### CS 548 KNOWLEDGE DISCOVERY AND DATA MINING - Fall 2017 Project 4: Clustering

#### PROF. CAROLINA RUIZ

DUE DATE: Thursday November 16th, 2017.
• Slides: Submit via Canvas by 2:00 pm.
• Written report: Hand in a hardcopy by the beginning of class (by 3:59 pm).

### Project Assignment

• Read Chapter 8 of the textbook in great detail.

• Study all the materials posted on the course Lecture Notes:

• THOROUGHLY READ AND FOLLOW THE PROJECT GUIDELINES. These guidelines contain detailed information about how to structure your project, and how to prepare your written summary, and how to study for the test.

*** You must use the Project 4 Template provided for your written report. Do not change the template, the page limits or the font size. *** (if you prefer not to use Word, you can copy and paste this format in a different editor as long as you respect the stated page structure and page limit.)

• Data Mining Technique(s): We will run experiments using the following techniques in Weka and Python.

• Clustering Techniques:
• Simple K-means
• HierarchicalClusterer: Use min (= single link), max (= complete linkage), and at last one other inter-cluster similarity metric among: group-average, centroid, and Ward's method.
• Density-based clustering: Use DBSCAN in Python. No need to run density-based clustering in Weka.

• Dataset:
• Students in CS548: Use the Wall Street Journal's "Where it Pays to Attend College: Salaries by college, region, and academic major" datasets available at Kaggle.
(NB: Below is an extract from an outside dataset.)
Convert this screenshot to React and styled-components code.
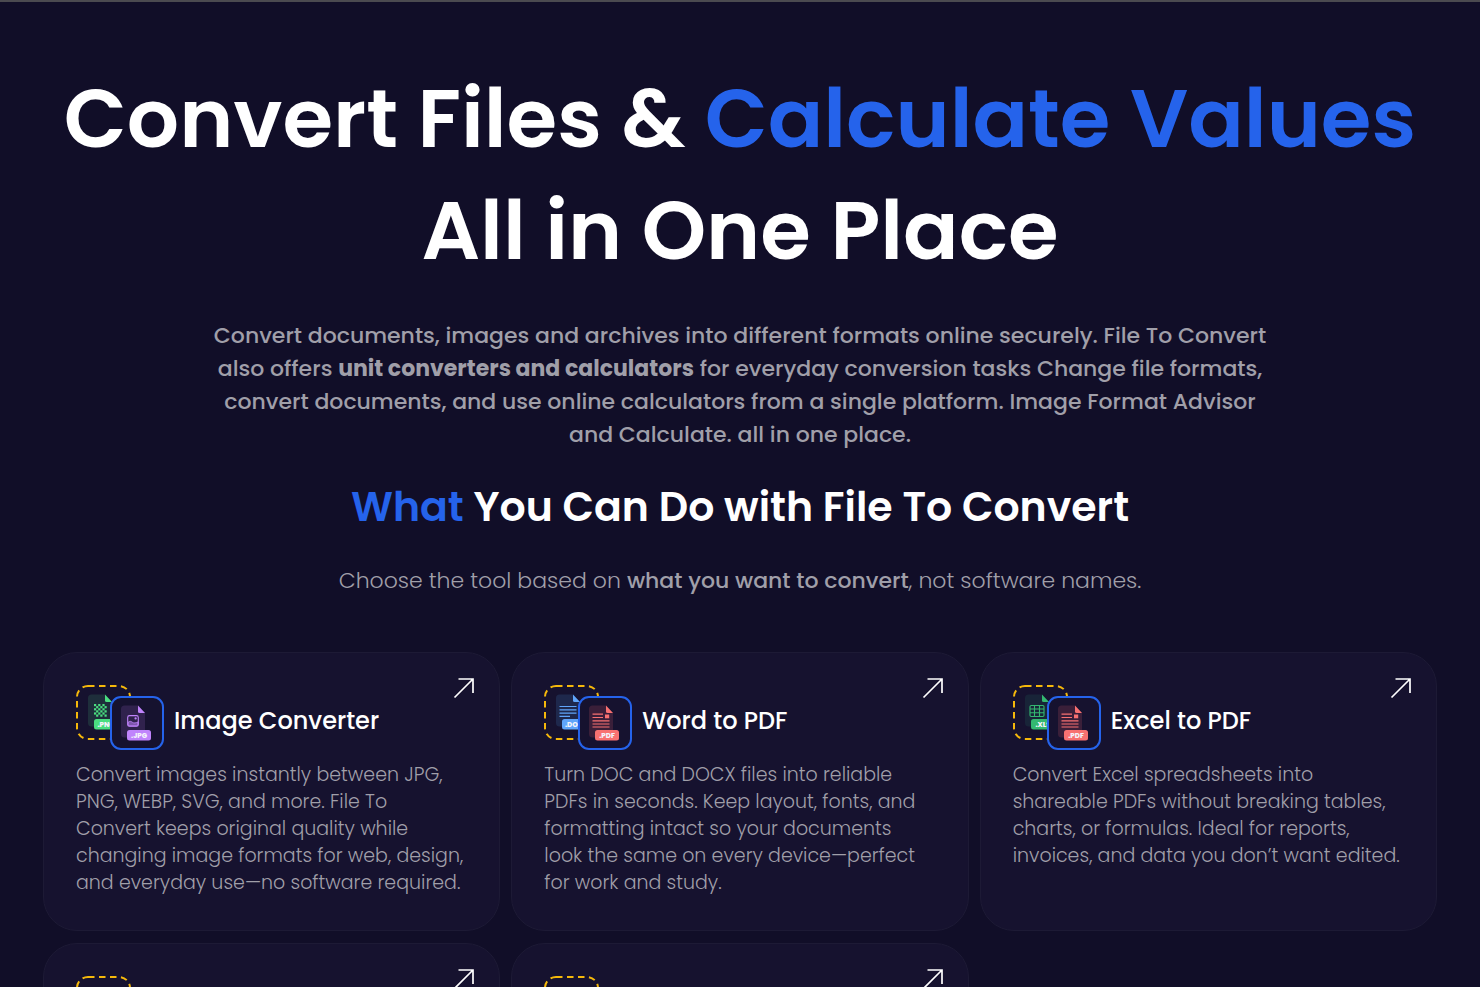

• Use each of the 3 datasets provided separately in your experiments:

1. degrees-that-pay-back:
• Your guiding question for this dataset should be to determine which undergraduate majors are clustered together.
• Use the following attribute as discrete (= nominal): Undergraduate Major.
• Use all of the remaining attributes as continuous (= numeric).

2. salaries-by-college-type:
• Your guiding questions for this dataset should be to determine: (1) which school types are clustered together, and (2) which school names are clustered together.
• Use the following attributes as discrete (= nominal): School Name and School Type. Do not include School Type in the distance calculations, but keep it as a label so that you can analyze the results of the clusterings with respect to School Type.
• Use all of the remaining attributes as continuous (= numeric).

3. salaries-by-region:
• Your guiding questions for this dataset should be to determine: (1) which regions are clustered together, and (2) which school names are clustered together.
• Use the following attributes as discrete (= nominal): School Name and Region. Do not include Region in the distance calculations, but keep it as a label so that you can analyze the results of the clusterings with respect to Region.
• Use all of the remaining attributes as continuous (= numeric).
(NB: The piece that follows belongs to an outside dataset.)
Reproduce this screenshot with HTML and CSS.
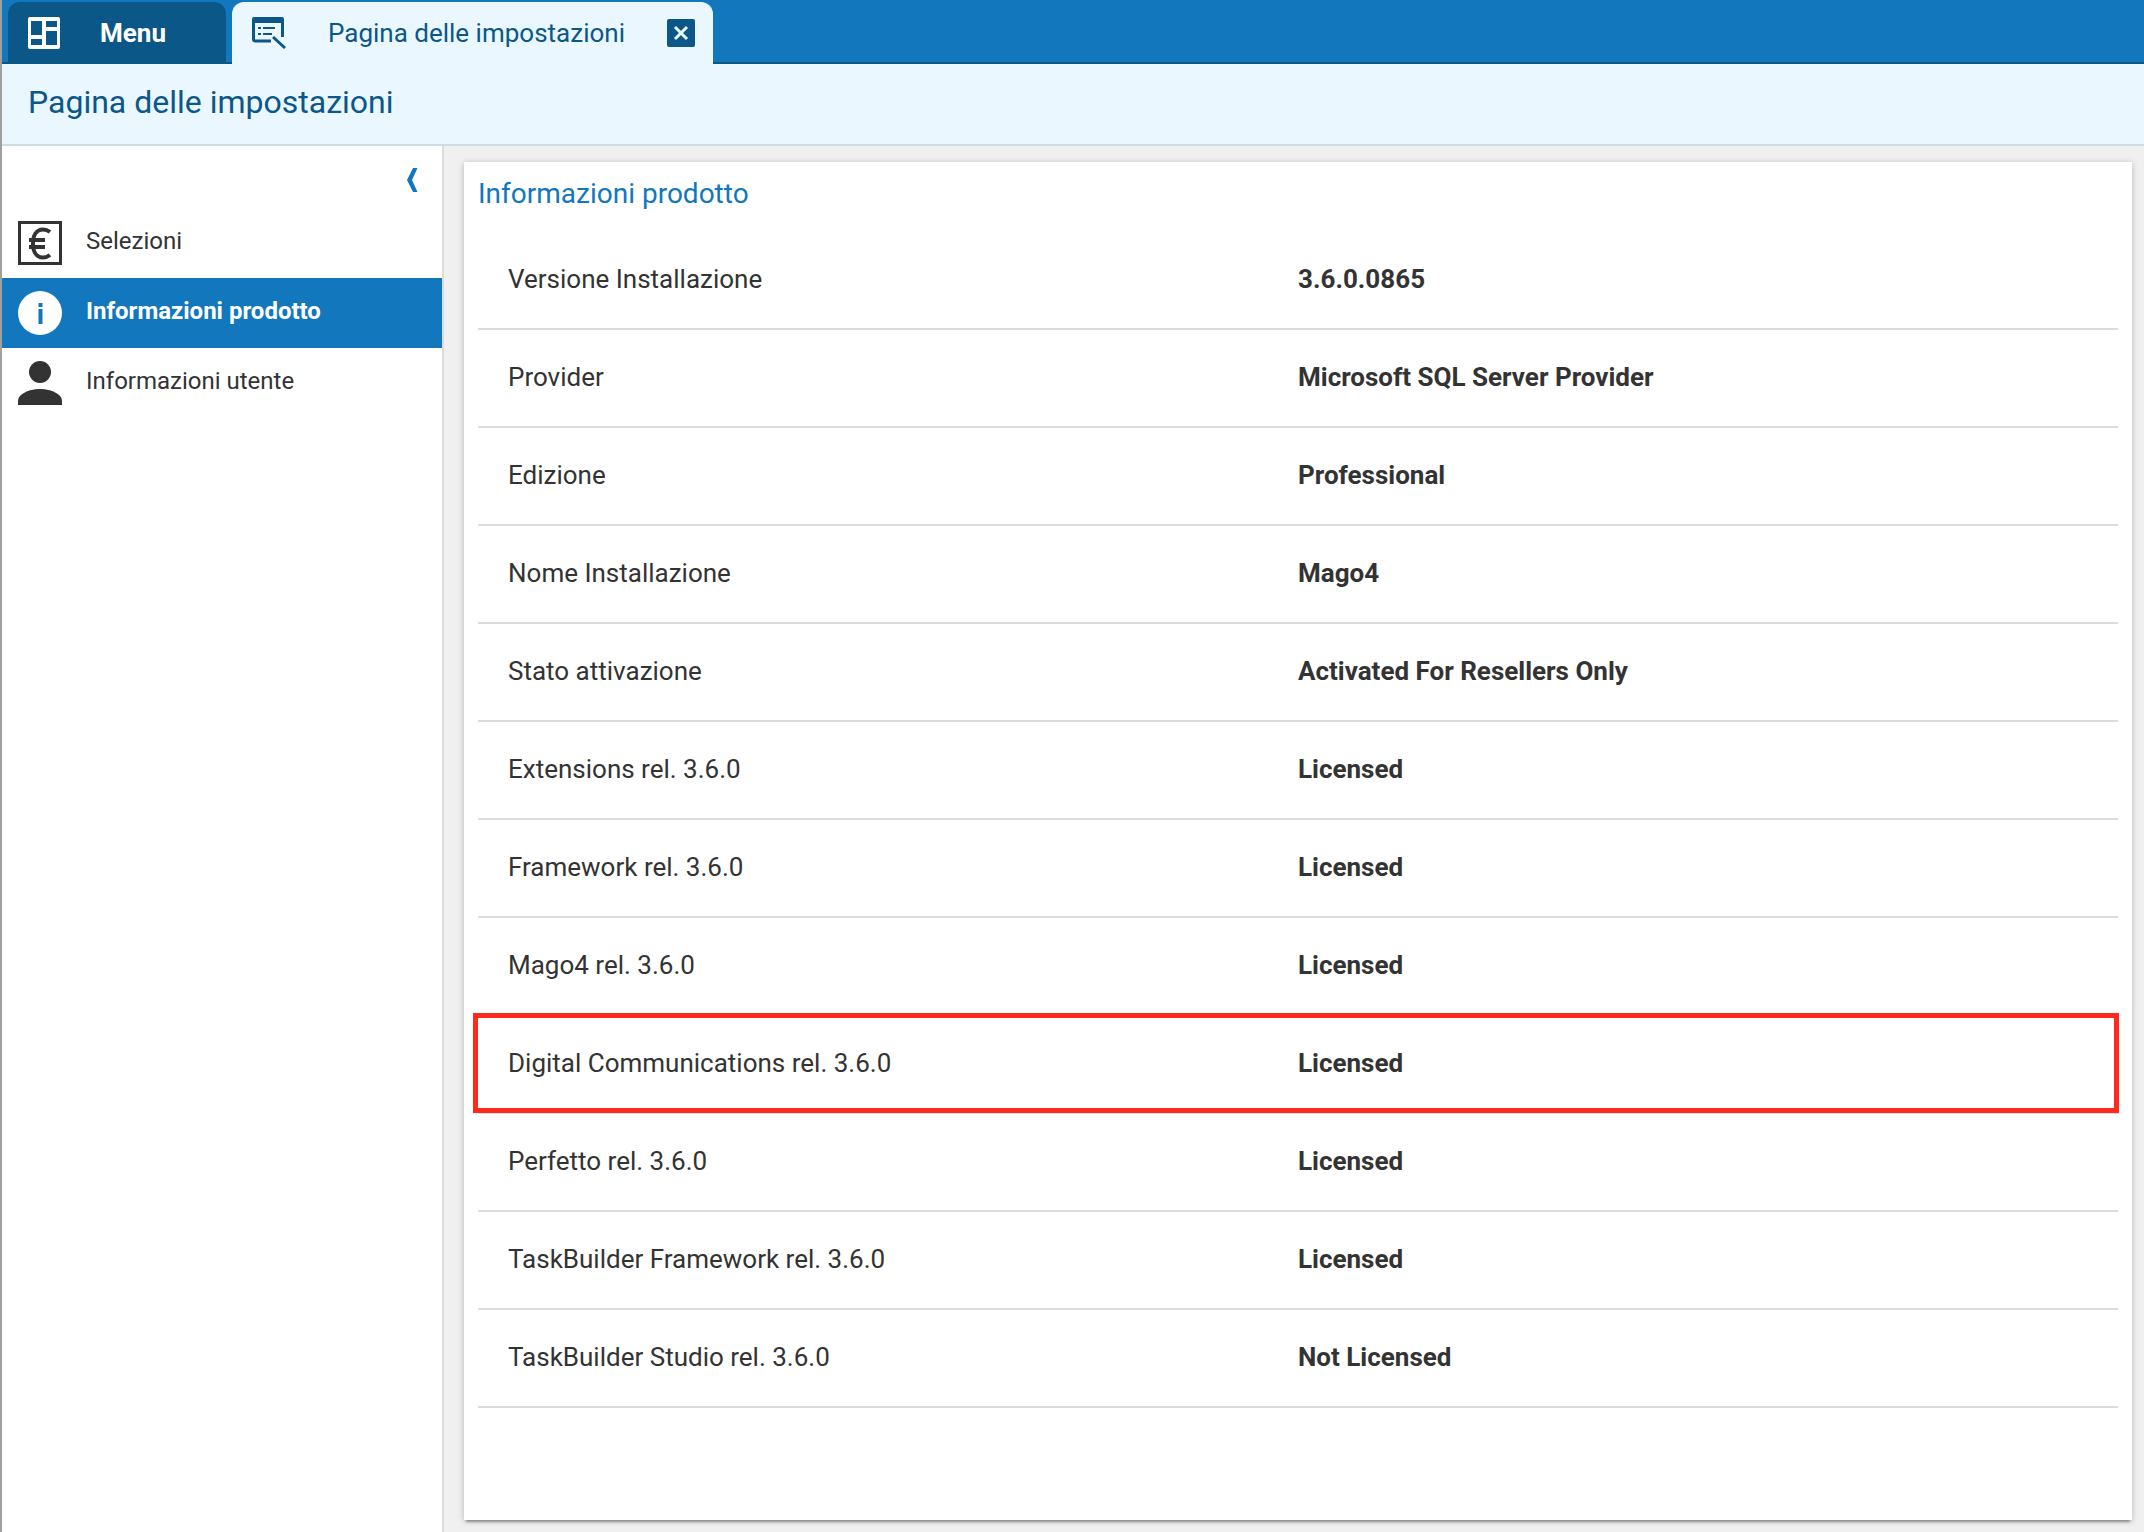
FILE: index.html
```
<!DOCTYPE html>
<html lang="it">

<head>
    <meta charset="UTF-8">
    <meta name="viewport" content="width=device-width, initial-scale=1.0">
    <title>Pagina delle impostazioni</title>
    <link rel="stylesheet" href="styles.css">
</head>

<body>
    <header class="topbar">
        <button type="button" class="tab tab-menu">
            <svg class="tab-icon" viewBox="0 0 36 36" aria-hidden="true">
                <path fill="#fff" fill-rule="evenodd" d="M4 2h28a2 2 0 0 1 2 2v28a2 2 0 0 1-2 2H4a2 2 0 0 1-2-2V4a2 2 0 0 1 2-2zM5 6v14h11V6zM20 6v6h11V6zM5 24v6h11v-6zM20 16v14h11V16z"/>
            </svg>
            <span>Menu</span>
        </button>
        <div class="tab tab-active">
            <svg class="tab-icon" viewBox="0 0 36 36" aria-hidden="true">
                <g fill="none" stroke="#0b5788" stroke-width="3">
                    <path d="M21 26H5.5a2 2 0 0 1-2-2V5M32.500 5v17"/>
                    <path d="M23 22l12 11"/>
                    <path d="M8 13h3M13 13h12M8 19h3M13 19h9" stroke-width="2"/>
                </g>
                <path fill="#0b5788" d="M4 2h28a2 2 0 0 1 2 2v4H2V4a2 2 0 0 1 2-2z"/>
            </svg>
            <span>Pagina delle impostazioni</span>
            <button type="button" class="close" aria-label="Chiudi">
                <svg viewBox="0 0 28 28" aria-hidden="true">
                    <path d="M8 8l12 12M20 8L8 20" stroke="#eaf7ff" stroke-width="3"/>
                </svg>
            </button>
        </div>
    </header>

    <div class="page-title">
        <h1>Pagina delle impostazioni</h1>
    </div>

    <div class="layout">
        <nav class="sidebar">
            <button type="button" class="collapse" aria-label="Comprimi">
                <svg viewBox="0 0 12 24" aria-hidden="true">
                    <path d="M7 0h4.5L6 12l5.500 12H7L1 12z" fill="#1277bc"/>
                </svg>
            </button>
            <a href="#" class="nav-item">
                <svg class="nav-icon" viewBox="0 0 44 44" aria-hidden="true">
                    <rect x="1.5" y="1.5" width="41" height="41" fill="none" stroke="#333" stroke-width="3"/>
                    <path d="M32 11C29.500 9 27.500 8.500 25 8.500C18.500 8.500 15 14 15 22.500S18.500 36.500 25 36.500c2.500 0 4.500-.5 7-2.500M11 19h16M11 26h16" fill="none" stroke="#333" stroke-width="4"/>
                </svg>
                <span>Selezioni</span>
            </a>
            <a href="#" class="nav-item nav-selected">
                <svg class="nav-icon" viewBox="0 0 44 44" aria-hidden="true">
                    <circle cx="22" cy="22" r="22" fill="#fff"/>
                    <path d="M20.500 12h4v4h-4zM20.500 18h4v15h-4z" fill="#1277bc"/>
                </svg>
                <span>Informazioni prodotto</span>
            </a>
            <a href="#" class="nav-item">
                <svg class="nav-icon" viewBox="0 0 44 44" aria-hidden="true">
                    <circle cx="22" cy="11" r="11" fill="#333"/>
                    <path d="M0 44v-4c0-7 11-12 22-12s22 5 22 12v4z" fill="#333"/>
                </svg>
                <span>Informazioni utente</span>
            </a>
        </nav>

        <main class="content">
            <section class="card">
                <h2>Informazioni prodotto</h2>
                <table class="info">
                    <tr><th scope="row">Versione Installazione</th><td>3.6.0.0865</td></tr>
                    <tr><th scope="row">Provider</th><td>Microsoft SQL Server Provider</td></tr>
                    <tr><th scope="row">Edizione</th><td>Professional</td></tr>
                    <tr><th scope="row">Nome Installazione</th><td>Mago4</td></tr>
                    <tr><th scope="row">Stato attivazione</th><td>Activated For Resellers Only</td></tr>
                    <tr><th scope="row">Extensions rel. 3.6.0</th><td>Licensed</td></tr>
                    <tr><th scope="row">Framework rel. 3.6.0</th><td>Licensed</td></tr>
                    <tr><th scope="row">Mago4 rel. 3.6.0</th><td>Licensed</td></tr>
                    <tr class="highlight"><th scope="row">Digital Communications rel. 3.6.0</th><td>Licensed</td></tr>
                    <tr><th scope="row">Perfetto rel. 3.6.0</th><td>Licensed</td></tr>
                    <tr><th scope="row">TaskBuilder Framework rel. 3.6.0</th><td>Licensed</td></tr>
                    <tr><th scope="row">TaskBuilder Studio rel. 3.6.0</th><td>Not Licensed</td></tr>
                </table>
            </section>
        </main>
    </div>
</body>

</html>
```

FILE: styles.css
```
* {
    box-sizing: border-box;
}

body {
    margin: 0;
    min-height: 100vh;
    display: flex;
    flex-direction: column;
    border-left: 2px solid #a0a0a0;
    font-family: Roboto, "Liberation Sans", sans-serif;
    font-size: 26px;
    color: #333333;
    background-color: #f0f0f0;
}

button {
    border: none;
    padding: 0;
    background: none;
    font: inherit;
    cursor: pointer;
}

svg {
    display: block;
}

/* top bar */
.topbar {
    display: flex;
    gap: 6px;
    height: 64px;
    padding: 2px 6px 0;
    background-color: #1277bc;
    box-shadow: inset 0 -2px #0b5788;
}

.tab {
    display: flex;
    align-items: center;
    height: 62px;
    padding: 0 18px;
    border-radius: 12px 12px 0 0;
}

.tab-icon {
    width: 36px;
    height: 36px;
}

.tab-menu {
    width: 218px;
    gap: 38px;
    background-color: #0b5788;
    color: #ffffff;
    font-weight: 700;
}

.tab-active {
    gap: 42px;
    background-color: #eaf7ff;
    color: #0b5788;
}

.close {
    width: 28px;
    height: 28px;
    border-radius: 2px;
    background-color: #0b5788;
}

/* page title */
.page-title {
    display: flex;
    align-items: center;
    height: 82px;
    padding: 0 26px 4px;
    background-color: #eaf7ff;
    border-bottom: 2px solid #cddde8;
}

h1 {
    margin: 0;
    font-size: 32px;
    font-weight: 400;
    color: #0b5788;
}

.layout {
    flex: 1;
    display: flex;
}

/* sidebar */
.sidebar {
    flex: none;
    width: 442px;
    background-color: #ffffff;
    border-right: 2px solid #dcdcdc;
}

.collapse {
    display: flex;
    align-items: center;
    justify-content: flex-end;
    width: 100%;
    height: 62px;
    padding: 6px 24px 0;
}

.collapse svg {
    width: 12px;
    height: 24px;
}

.nav-item {
    display: flex;
    align-items: center;
    gap: 24px;
    height: 70px;
    padding: 0 16px;
    font-size: 24px;
    color: inherit;
    text-decoration: none;
}

.nav-item span {
    padding-bottom: 4px;
}

.nav-icon {
    width: 44px;
    height: 44px;
}

.nav-selected {
    background-color: #1277bc;
    color: #ffffff;
    font-weight: 700;
}

/* content */
.content {
    flex: 1;
    display: flex;
    padding: 16px 12px 12px 20px;
}

.card {
    flex: 1;
    padding: 14px;
    background-color: #ffffff;
    box-shadow: 0 4px 2px -2px rgba(0, 0, 0, 0.3), 0 1px 6px rgba(0, 0, 0, 0.25);
}

h2 {
    margin: 0;
    height: 56px;
    line-height: 36px;
    font-size: 28px;
    font-weight: 400;
    color: #1277bc;
}

.info {
    width: 100%;
    border-collapse: separate;
    border-spacing: 0;
    table-layout: fixed;
}

.info th,
.info td {
    height: 98px;
    padding: 0 0 2px;
    border-bottom: 2px solid #dcdcdc;
    text-align: left;
    font-weight: 400;
}

.info th {
    width: 50%;
    padding-left: 30px;
}

.info td {
    font-weight: 700;
}

/* red frame over the whole row, both cells are equally wide */
.highlight th {
    position: relative;
}

.highlight th::before {
    content: "";
    position: absolute;
    inset: -3px calc(-100% - 1px) -1px -5px;
    border: 5px solid #ff2a1c;
}
```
• Another general guiding question should be: What schools are deemed similar to WPI by these clusterings?
Also, compare results of the clusterings accross the three different datasets and different experiments to the extend possible.

• Students in BCB503: Use a biological or biomedical dataset for this project. You may consider using the dataset that you collected for Project 3, or another dataset. Please discuss your choice of dataset with the professor before running experiments.

• Performance Metric(s): A major part of this project is to find meaningful ways of evaluating and interpreting the resulting clusters. Devise a variety of approaches to do so, including but not limited to:
• visualization (MDS and others) of the resulting clusters (Weka provides only very basic visualizations. Python provides more advance visualization, and well as R and Matlab);
• inspection of the clusters' members to find similarities among data instances in a cluster and dissimilarities among data instances in different clusters; and
• use of clustering-specific performance metrics described in the textbook. Include metrics like purity and normalized mutual information (NMI). For experiments in which you use evaluation metrics that analyze the resulting clusters with respect to a target attribute (e.g., School Name), don't include this attribute among the input attributes used for clustering.
The deeper your analysis, the better your project grade. You may consider extending Weka's and Python's existing code to provide the evaluation/interpretation functionality you need.